Sick, I thought, and only then did I remember my dad. I’d assumed he was listening to this. But he was standing facing the big glass window, looking out at the road, and appeared to be lost in thought.
“Where are all these people now?” I asked Mimi, who was rubbing the glass counter with the edge of her T-shirt, taking out some thumbprints on a low corner.
“Oh, they’re around,” she said. “You’ll see most of them, I’m sure, depending how long you’re here.”
“Three weeks at most,” my dad said now, having at some point tuned back to us. He sounded apologetic. “No change of plans this time, I promise.”
“You know I wouldn’t mind it,” Mimi said. “She can stay as long as she likes.”
There was a creak behind us: the door opening again. With it came a rush of warm, humid air, and an older man in khaki shorts and a golf shirt, a newspaper under his arm, walked in.
“There’s never been peace in that house in the morning, you’d think I’d—” He stopped talking when he saw me, then my dad, standing there. “Oh, sorry. Didn’t realize we had guests checking in.”
“They’re not,” Mimi said. “This is my granddaughter Saylor, Waverly’s girl. And Matthew, remember, I told you about him?”
The man smiled politely, sticking out a hand to my dad. “I’m sure you did. I’m Oxford.”
“My husband,” Mimi explained. When my dad looked at her, surprised, she said, “Joe died back in two thousand fifteen.”
“I’m sorry,” my dad said automatically. He looked shocked, and I realized again how strange it was he’d lost touch with her entirely. “God, Mimi. I had no idea.”
She waved her hand, batting his apology away. “Life gets busy when you’re raising kids. He had cancer and went quick, honey. And he went here, looking out at the lake, which is just what he wanted.”
We all stood there, taking a moment of silence for this person, whoever he was. Then Mimi looked at me. “Let’s get you over and settled, okay? Then we can send your dad on his way.”
I nodded, and she led us back outside. Oxford stayed behind, settling in an easy chair by the window with a sigh I could hear as he opened his paper.

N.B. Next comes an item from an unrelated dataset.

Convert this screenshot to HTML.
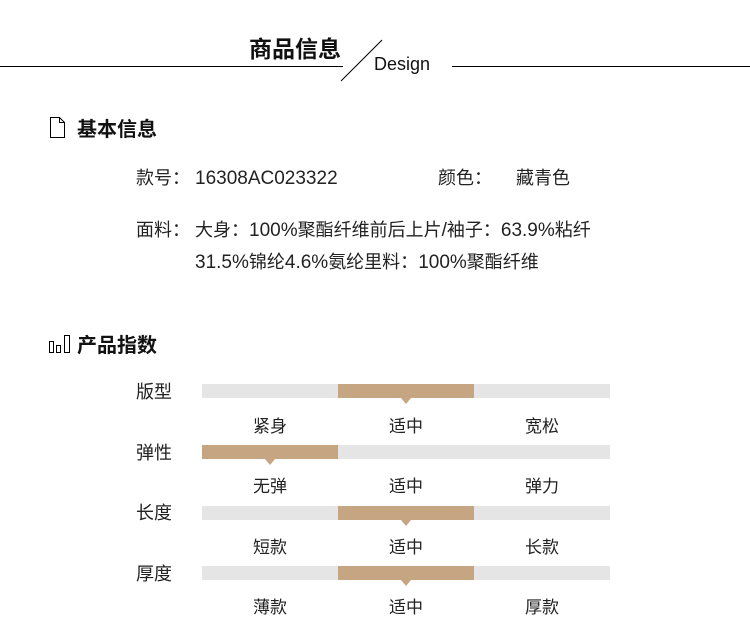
<!DOCTYPE html>
<html><head><meta charset="utf-8"><style>
body{margin:0;width:750px;height:620px;background:#fff;font-family:"Liberation Sans","Noto Sans CJK SC",sans-serif;color:#222;position:relative;overflow:hidden}
.a{position:absolute;white-space:nowrap}
.l{font-size:19px}
.t{font-size:18px;line-height:22px;color:#222}
.bar{position:absolute;left:202px;width:408px;height:14px;background:#e5e5e5}
.fill{position:absolute;top:0;width:136px;height:14px;background:#c5a582}
.fill:after{content:"";position:absolute;left:63px;top:14px;border-left:5px solid transparent;border-right:5px solid transparent;border-top:6px solid #c5a582}
.lb{font-size:18px;color:#222}
.op{font-size:17px;color:#222;width:136px;text-align:center}
</style></head><body>
<div class="a" style="left:0;top:66px;width:343px;height:1px;background:#000"></div>
<div class="a" style="left:452px;top:66px;width:298px;height:1px;background:#000"></div>
<svg class="a" style="left:0;top:0" width="750" height="100"><line x1="341" y1="81" x2="382" y2="40" stroke="#000" stroke-width="1"/></svg>
<div class="a" style="left:249px;top:30px;font-size:23px;font-weight:bold;color:#111">商品信息</div>
<div class="a" style="left:374px;top:54px;font-size:18px;color:#111">Design</div>

<svg class="a" style="left:50px;top:117px" width="16" height="22"><path d="M0.5 0.5H9.5L14.5 5.5V20.5H0.5Z M9.5 0.5V5.5H14.5" fill="none" stroke="#000"/></svg>
<div class="a" style="left:77px;top:113px;font-size:20px;font-weight:bold;color:#111">基本信息</div>

<div class="a t" style="left:136px;top:167px">款号：</div>
<div class="a t" style="left:195px;top:167px"><span class="l">16308AC023322</span></div>
<div class="a t" style="left:438px;top:167px">颜色：</div>
<div class="a t" style="left:516px;top:167px">藏青色</div>
<div class="a t" style="left:136px;top:219px">面料：</div>
<div class="a t" style="left:195px;top:219px">大身：<span class="l">100%</span>聚酯纤维前后上片<span class="l">/</span>袖子：<span class="l">63.9%</span>粘纤</div>
<div class="a t" style="left:195px;top:251px"><span class="l">31.5%</span>锦纶<span class="l">4.6%</span>氨纶里料：<span class="l">100%</span>聚酯纤维</div>

<svg class="a" style="left:49px;top:335px" width="22" height="18"><path d="M0.5 6.5h4v11h-4z M7.5 10.5h4v7h-4z M15.5 0.5h5v17h-5z" fill="none" stroke="#000"/></svg>
<div class="a" style="left:77px;top:329px;font-size:20px;font-weight:bold;color:#111">产品指数</div>

<div class="a lb" style="left:136px;top:378px">版型</div>
<div class="bar" style="top:384px"><div class="fill" style="left:136px"></div></div>
<div class="a op" style="left:202px;top:412px">紧身</div><div class="a op" style="left:338px;top:412px">适中</div><div class="a op" style="left:474px;top:412px">宽松</div>

<div class="a lb" style="left:136px;top:439px">弹性</div>
<div class="bar" style="top:445px"><div class="fill" style="left:0"></div></div>
<div class="a op" style="left:202px;top:472px">无弹</div><div class="a op" style="left:338px;top:472px">适中</div><div class="a op" style="left:474px;top:472px">弹力</div>

<div class="a lb" style="left:136px;top:499px">长度</div>
<div class="bar" style="top:506px"><div class="fill" style="left:136px"></div></div>
<div class="a op" style="left:202px;top:533px">短款</div><div class="a op" style="left:338px;top:533px">适中</div><div class="a op" style="left:474px;top:533px">长款</div>

<div class="a lb" style="left:136px;top:560px">厚度</div>
<div class="bar" style="top:566px"><div class="fill" style="left:136px"></div></div>
<div class="a op" style="left:202px;top:593px">薄款</div><div class="a op" style="left:338px;top:593px">适中</div><div class="a op" style="left:474px;top:593px">厚款</div>
</body></html>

“I can’t get over how much it looks the same,” my dad said as I went to the trunk to retrieve my suitcase and the small duffel I’d originally packed for Bridget’s. “But the dock’s new, or part of it, right?”
“Two years ago,” Mimi said, shading her eyes with one hand. “Hurricane Richard came through here and left nothing there but a pile of sticks. I cried when I saw it.”
“Really?” he asked. He looked at the dock again. “I figured this place was indestructible.”
“I wish,” she sighed. “A storm can change everything.”
“But you had insurance?”
“Thank goodness,” she said. “Joe always was one to prepare for the worst. So yes, we rebuilt. Luckily, the house and motel stood strong, although we lost a few trees and had flooding in some of the units. Nothing new carpet couldn’t fix, though.”
She started down the sidewalk that ran along the motel, and we fell in behind, first my dad, then me. There were seven units by my count, each with two plastic chairs parked outside, most of which were being used as drying racks for bathing suits or brightly colored towels. Every one had a window A/C unit going full strength as well.
A cleaning cart sat outside the last room, piled with folded towels, rolls of toilet paper, and little paper-wrapped soaps. I glanced inside: a dark-haired girl in shorts, quite pregnant, was wiping down a mirror. She glanced over as we passed before going back to what she was doing.
“We’re filled up this week, which is great for so early in the season,” Mimi was saying as we left the sidewalk and began across the grass to a nearby gray house with white trim. “The economy rules all, as Joe used to say, but most of our yearly bookings hung in even when everything went bust.”
“A lot of these motels and houses are rented by the same people for the same week, every single year,” my dad explained to me. “The reservations are handed down literally in wills, so they stay in the family. A lot of people have been coming here for generations.”
“And thank goodness for that,” Mimi added, starting up the front steps of the house, which had a wide porch, a couple of rocking chairs facing the water. “Joe used to say that it doesn’t matter what you do, everyone needs a vacation. In this business, we just happen to count on it.”
My dad followed her, taking the screen door she’d pulled open and holding it for me as she went inside. Once in the foyer, though, a cluttered living room to my right, I found myself stopping short. I was steps onto a shiny wooden floor that stretched down a long hallway before opening up to a wide room full of windows. Beyond them, there was only lake, the sun glittering off it.